Windemere Island Club was founded in 1968 by Sir Harold G. Christie and entrepreneur Harold A. Ley. When it was recently acquired by American James Sherwood, owner of Venice-Simplon Orient Express, guests quietly expected sweeping changes. But Sherwood insisted that while necessary improvements not be ignored, the unique signature of Windemere be scrupulously maintained.
Delicately tinted china and linens lend a soft look to dining areas that were once dominated by drip-dry cloths and institutional-type tableware. Jeff Belhaire, the new executive chef, emphasizes local products with a new taste that borders on artistry.
In addition to Windemere and the Ocean Club, there's always Tryall Golf and Beach Club in Jamaica, Oyster Pond Yacht Club on St. Maarten, and the Meridian Club on Pine Cay.
Just remember to pack at least one club tie with your Bermuda shorts and blazer.
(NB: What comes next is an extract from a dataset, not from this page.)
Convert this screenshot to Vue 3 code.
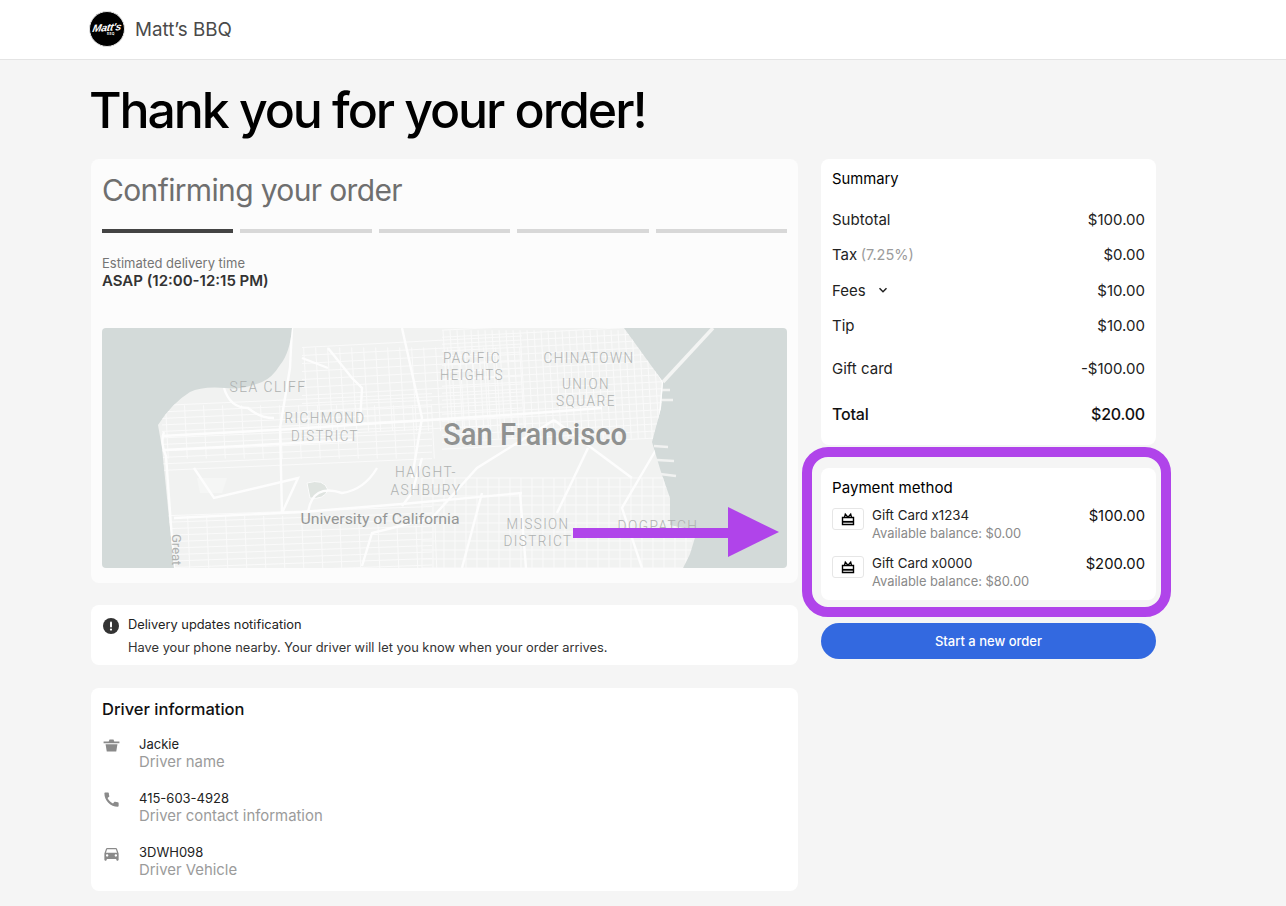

You never know when you'll need just the right clothes.
If you go
Windemere Island Club, Orient Express Hotels; (212) 839-0222. No membership required. Club rooms: Nov. 1-Dec. 15 - $230 a day; Dec. 16-Jan. 3 - $330; Jan. 4-Jan. 29 - $230; Jan. 30-April 16 - $330. Double occupancy, full American plan.
St. James Club, Antigua, First Resort Corp., 200 Madison Ave., New York, NY 10016; (800) 235-3505. No membership required. Deluxe rooms: Dec. 20-April 3 - $450 a day; May 1-Dec. 19 - $245. Double occupancy, modified American plan.
Ocean Club, Paradise Island, Nassau, Bahamas; 800-321-3000. No membership required. Rooms from $150 to $300 a day. Double occupancy, European plan. Gourmet dining plan: $52 per person/day, choice of 14 restaurants; $35 per person/day, choice of eight restaurants.
Coral Beach Club, Bermuda. Introduction requested. Rates are $140 to $220 double occupancy, plus 12 percent service per day. American plan.